::: Supplied data
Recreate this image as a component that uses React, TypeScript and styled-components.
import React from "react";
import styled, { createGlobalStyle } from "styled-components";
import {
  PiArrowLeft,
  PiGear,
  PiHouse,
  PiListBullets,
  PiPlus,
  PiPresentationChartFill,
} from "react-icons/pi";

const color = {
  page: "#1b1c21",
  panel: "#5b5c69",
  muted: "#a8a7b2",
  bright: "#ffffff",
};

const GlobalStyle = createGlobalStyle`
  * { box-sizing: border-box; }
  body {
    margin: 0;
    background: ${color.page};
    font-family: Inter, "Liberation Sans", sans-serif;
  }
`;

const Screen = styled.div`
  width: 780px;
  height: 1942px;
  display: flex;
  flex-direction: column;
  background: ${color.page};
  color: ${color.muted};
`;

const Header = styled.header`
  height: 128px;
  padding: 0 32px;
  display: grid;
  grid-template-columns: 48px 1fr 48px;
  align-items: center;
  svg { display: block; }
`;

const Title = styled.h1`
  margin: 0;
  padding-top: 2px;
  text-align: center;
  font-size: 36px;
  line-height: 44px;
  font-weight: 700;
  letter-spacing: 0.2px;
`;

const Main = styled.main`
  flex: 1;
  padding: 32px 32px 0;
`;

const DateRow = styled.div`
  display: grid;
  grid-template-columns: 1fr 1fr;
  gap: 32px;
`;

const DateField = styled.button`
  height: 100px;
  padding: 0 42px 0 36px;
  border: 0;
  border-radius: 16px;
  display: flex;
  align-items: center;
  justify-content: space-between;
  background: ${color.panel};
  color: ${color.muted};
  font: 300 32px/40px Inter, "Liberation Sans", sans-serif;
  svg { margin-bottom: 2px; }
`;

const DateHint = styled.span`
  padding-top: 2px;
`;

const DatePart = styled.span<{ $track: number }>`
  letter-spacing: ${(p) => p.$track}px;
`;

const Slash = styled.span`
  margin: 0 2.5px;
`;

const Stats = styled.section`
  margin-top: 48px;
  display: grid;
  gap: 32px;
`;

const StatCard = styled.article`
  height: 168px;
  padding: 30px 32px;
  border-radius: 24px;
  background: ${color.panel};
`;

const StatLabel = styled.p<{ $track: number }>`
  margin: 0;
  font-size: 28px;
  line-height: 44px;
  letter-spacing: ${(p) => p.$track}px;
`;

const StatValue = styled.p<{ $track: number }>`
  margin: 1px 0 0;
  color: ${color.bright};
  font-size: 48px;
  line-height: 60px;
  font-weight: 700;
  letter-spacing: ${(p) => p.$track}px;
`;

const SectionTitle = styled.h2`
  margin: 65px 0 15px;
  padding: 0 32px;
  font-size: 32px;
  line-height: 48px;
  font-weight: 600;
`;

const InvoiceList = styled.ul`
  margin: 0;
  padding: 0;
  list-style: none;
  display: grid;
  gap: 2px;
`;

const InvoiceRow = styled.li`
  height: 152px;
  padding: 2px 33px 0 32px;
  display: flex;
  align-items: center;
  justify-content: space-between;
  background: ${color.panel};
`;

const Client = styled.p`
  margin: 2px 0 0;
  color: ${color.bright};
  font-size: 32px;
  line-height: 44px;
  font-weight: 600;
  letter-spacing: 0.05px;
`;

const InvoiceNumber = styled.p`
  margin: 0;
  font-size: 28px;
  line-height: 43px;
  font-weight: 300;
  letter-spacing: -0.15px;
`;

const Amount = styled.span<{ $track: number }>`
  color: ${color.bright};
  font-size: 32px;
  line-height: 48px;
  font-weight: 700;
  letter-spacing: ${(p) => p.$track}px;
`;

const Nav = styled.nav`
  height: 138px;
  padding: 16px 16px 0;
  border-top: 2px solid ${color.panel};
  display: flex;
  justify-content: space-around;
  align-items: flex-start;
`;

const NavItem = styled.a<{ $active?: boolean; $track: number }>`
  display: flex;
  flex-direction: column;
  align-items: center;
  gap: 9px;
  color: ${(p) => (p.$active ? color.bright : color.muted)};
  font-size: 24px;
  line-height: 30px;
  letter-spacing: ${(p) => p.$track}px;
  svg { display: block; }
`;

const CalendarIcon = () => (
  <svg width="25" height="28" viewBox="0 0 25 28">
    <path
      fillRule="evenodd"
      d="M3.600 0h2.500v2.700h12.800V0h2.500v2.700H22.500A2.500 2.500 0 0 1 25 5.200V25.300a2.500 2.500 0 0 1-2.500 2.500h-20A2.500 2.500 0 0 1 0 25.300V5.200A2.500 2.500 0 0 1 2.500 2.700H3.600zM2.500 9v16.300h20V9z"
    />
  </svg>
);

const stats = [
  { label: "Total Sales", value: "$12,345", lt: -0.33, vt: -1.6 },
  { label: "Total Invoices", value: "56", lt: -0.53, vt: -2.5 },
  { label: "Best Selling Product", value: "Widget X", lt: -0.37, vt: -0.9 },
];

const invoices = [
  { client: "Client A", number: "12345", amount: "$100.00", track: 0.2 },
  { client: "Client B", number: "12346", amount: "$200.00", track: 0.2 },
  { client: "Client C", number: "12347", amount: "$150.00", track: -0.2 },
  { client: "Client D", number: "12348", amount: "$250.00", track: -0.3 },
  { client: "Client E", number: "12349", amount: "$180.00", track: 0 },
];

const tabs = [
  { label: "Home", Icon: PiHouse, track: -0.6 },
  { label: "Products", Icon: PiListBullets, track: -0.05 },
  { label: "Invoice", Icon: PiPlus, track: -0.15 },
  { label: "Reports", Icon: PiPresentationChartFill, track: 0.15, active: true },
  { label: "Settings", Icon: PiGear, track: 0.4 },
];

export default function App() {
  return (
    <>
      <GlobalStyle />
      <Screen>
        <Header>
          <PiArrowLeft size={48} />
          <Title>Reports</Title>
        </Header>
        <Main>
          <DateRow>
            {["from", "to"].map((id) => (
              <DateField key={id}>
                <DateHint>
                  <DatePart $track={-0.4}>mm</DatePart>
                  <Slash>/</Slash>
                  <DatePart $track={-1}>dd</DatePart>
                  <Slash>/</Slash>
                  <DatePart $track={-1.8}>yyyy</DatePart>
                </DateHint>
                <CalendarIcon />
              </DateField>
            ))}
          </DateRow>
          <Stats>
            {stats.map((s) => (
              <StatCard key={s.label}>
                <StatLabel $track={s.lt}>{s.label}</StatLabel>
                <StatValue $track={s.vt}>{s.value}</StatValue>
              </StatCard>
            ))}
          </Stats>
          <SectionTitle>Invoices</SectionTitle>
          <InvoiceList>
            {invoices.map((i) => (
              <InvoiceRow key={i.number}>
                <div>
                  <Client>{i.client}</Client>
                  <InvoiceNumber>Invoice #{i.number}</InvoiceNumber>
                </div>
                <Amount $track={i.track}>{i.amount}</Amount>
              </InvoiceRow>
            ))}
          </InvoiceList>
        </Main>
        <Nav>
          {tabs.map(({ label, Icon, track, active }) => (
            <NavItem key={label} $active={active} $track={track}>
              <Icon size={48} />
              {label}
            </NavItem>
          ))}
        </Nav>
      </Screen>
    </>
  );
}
::::::
#### [Task goal]
Please reproduce every line of the material word for word.

#### [Output below]
Recreate this image as a component that uses React, TypeScript and styled-components.
import React from "react";
import styled, { createGlobalStyle } from "styled-components";
import {
  PiArrowLeft,
  PiGear,
  PiHouse,
  PiListBullets,
  PiPlus,
  PiPresentationChartFill,
} from "react-icons/pi";

const color = {
  page: "#1b1c21",
  panel: "#5b5c69",
  muted: "#a8a7b2",
  bright: "#ffffff",
};

const GlobalStyle = createGlobalStyle`
  * { box-sizing: border-box; }
  body {
    margin: 0;
    background: ${color.page};
    font-family: Inter, "Liberation Sans", sans-serif;
  }
`;

const Screen = styled.div`
  width: 780px;
  height: 1942px;
  display: flex;
  flex-direction: column;
  background: ${color.page};
  color: ${color.muted};
`;

const Header = styled.header`
  height: 128px;
  padding: 0 32px;
  display: grid;
  grid-template-columns: 48px 1fr 48px;
  align-items: center;
  svg { display: block; }
`;

const Title = styled.h1`
  margin: 0;
  padding-top: 2px;
  text-align: center;
  font-size: 36px;
  line-height: 44px;
  font-weight: 700;
  letter-spacing: 0.2px;
`;

const Main = styled.main`
  flex: 1;
  padding: 32px 32px 0;
`;

const DateRow = styled.div`
  display: grid;
  grid-template-columns: 1fr 1fr;
  gap: 32px;
`;

const DateField = styled.button`
  height: 100px;
  padding: 0 42px 0 36px;
  border: 0;
  border-radius: 16px;
  display: flex;
  align-items: center;
  justify-content: space-between;
  background: ${color.panel};
  color: ${color.muted};
  font: 300 32px/40px Inter, "Liberation Sans", sans-serif;
  svg { margin-bottom: 2px; }
`;

const DateHint = styled.span`
  padding-top: 2px;
`;

const DatePart = styled.span<{ $track: number }>`
  letter-spacing: ${(p) => p.$track}px;
`;

const Slash = styled.span`
  margin: 0 2.5px;
`;

const Stats = styled.section`
  margin-top: 48px;
  display: grid;
  gap: 32px;
`;

const StatCard = styled.article`
  height: 168px;
  padding: 30px 32px;
  border-radius: 24px;
  background: ${color.panel};
`;

const StatLabel = styled.p<{ $track: number }>`
  margin: 0;
  font-size: 28px;
  line-height: 44px;
  letter-spacing: ${(p) => p.$track}px;
`;

const StatValue = styled.p<{ $track: number }>`
  margin: 1px 0 0;
  color: ${color.bright};
  font-size: 48px;
  line-height: 60px;
  font-weight: 700;
  letter-spacing: ${(p) => p.$track}px;
`;

const SectionTitle = styled.h2`
  margin: 65px 0 15px;
  padding: 0 32px;
  font-size: 32px;
  line-height: 48px;
  font-weight: 600;
`;

const InvoiceList = styled.ul`
  margin: 0;
  padding: 0;
  list-style: none;
  display: grid;
  gap: 2px;
`;

const InvoiceRow = styled.li`
  height: 152px;
  padding: 2px 33px 0 32px;
  display: flex;
  align-items: center;
  justify-content: space-between;
  background: ${color.panel};
`;

const Client = styled.p`
  margin: 2px 0 0;
  color: ${color.bright};
  font-size: 32px;
  line-height: 44px;
  font-weight: 600;
  letter-spacing: 0.05px;
`;

const InvoiceNumber = styled.p`
  margin: 0;
  font-size: 28px;
  line-height: 43px;
  font-weight: 300;
  letter-spacing: -0.15px;
`;

const Amount = styled.span<{ $track: number }>`
  color: ${color.bright};
  font-size: 32px;
  line-height: 48px;
  font-weight: 700;
  letter-spacing: ${(p) => p.$track}px;
`;

const Nav = styled.nav`
  height: 138px;
  padding: 16px 16px 0;
  border-top: 2px solid ${color.panel};
  display: flex;
  justify-content: space-around;
  align-items: flex-start;
`;

const NavItem = styled.a<{ $active?: boolean; $track: number }>`
  display: flex;
  flex-direction: column;
  align-items: center;
  gap: 9px;
  color: ${(p) => (p.$active ? color.bright : color.muted)};
  font-size: 24px;
  line-height: 30px;
  letter-spacing: ${(p) => p.$track}px;
  svg { display: block; }
`;

const CalendarIcon = () => (
  <svg width="25" height="28" viewBox="0 0 25 28">
    <path
      fillRule="evenodd"
      d="M3.600 0h2.500v2.700h12.800V0h2.500v2.700H22.500A2.500 2.500 0 0 1 25 5.200V25.300a2.500 2.500 0 0 1-2.500 2.500h-20A2.500 2.500 0 0 1 0 25.300V5.200A2.500 2.500 0 0 1 2.500 2.700H3.600zM2.500 9v16.300h20V9z"
    />
  </svg>
);

const stats = [
  { label: "Total Sales", value: "$12,345", lt: -0.33, vt: -1.6 },
  { label: "Total Invoices", value: "56", lt: -0.53, vt: -2.5 },
  { label: "Best Selling Product", value: "Widget X", lt: -0.37, vt: -0.9 },
];

const invoices = [
  { client: "Client A", number: "12345", amount: "$100.00", track: 0.2 },
  { client: "Client B", number: "12346", amount: "$200.00", track: 0.2 },
  { client: "Client C", number: "12347", amount: "$150.00", track: -0.2 },
  { client: "Client D", number: "12348", amount: "$250.00", track: -0.3 },
  { client: "Client E", number: "12349", amount: "$180.00", track: 0 },
];

const tabs = [
  { label: "Home", Icon: PiHouse, track: -0.6 },
  { label: "Products", Icon: PiListBullets, track: -0.05 },
  { label: "Invoice", Icon: PiPlus, track: -0.15 },
  { label: "Reports", Icon: PiPresentationChartFill, track: 0.15, active: true },
  { label: "Settings", Icon: PiGear, track: 0.4 },
];

export default function App() {
  return (
    <>
      <GlobalStyle />
      <Screen>
        <Header>
          <PiArrowLeft size={48} />
          <Title>Reports</Title>
        </Header>
        <Main>
          <DateRow>
            {["from", "to"].map((id) => (
              <DateField key={id}>
                <DateHint>
                  <DatePart $track={-0.4}>mm</DatePart>
                  <Slash>/</Slash>
                  <DatePart $track={-1}>dd</DatePart>
                  <Slash>/</Slash>
                  <DatePart $track={-1.8}>yyyy</DatePart>
                </DateHint>
                <CalendarIcon />
              </DateField>
            ))}
          </DateRow>
          <Stats>
            {stats.map((s) => (
              <StatCard key={s.label}>
                <StatLabel $track={s.lt}>{s.label}</StatLabel>
                <StatValue $track={s.vt}>{s.value}</StatValue>
              </StatCard>
            ))}
          </Stats>
          <SectionTitle>Invoices</SectionTitle>
          <InvoiceList>
            {invoices.map((i) => (
              <InvoiceRow key={i.number}>
                <div>
                  <Client>{i.client}</Client>
                  <InvoiceNumber>Invoice #{i.number}</InvoiceNumber>
                </div>
                <Amount $track={i.track}>{i.amount}</Amount>
              </InvoiceRow>
            ))}
          </InvoiceList>
        </Main>
        <Nav>
          {tabs.map(({ label, Icon, track, active }) => (
            <NavItem key={label} $active={active} $track={track}>
              <Icon size={48} />
              {label}
            </NavItem>
          ))}
        </Nav>
      </Screen>
    </>
  );
}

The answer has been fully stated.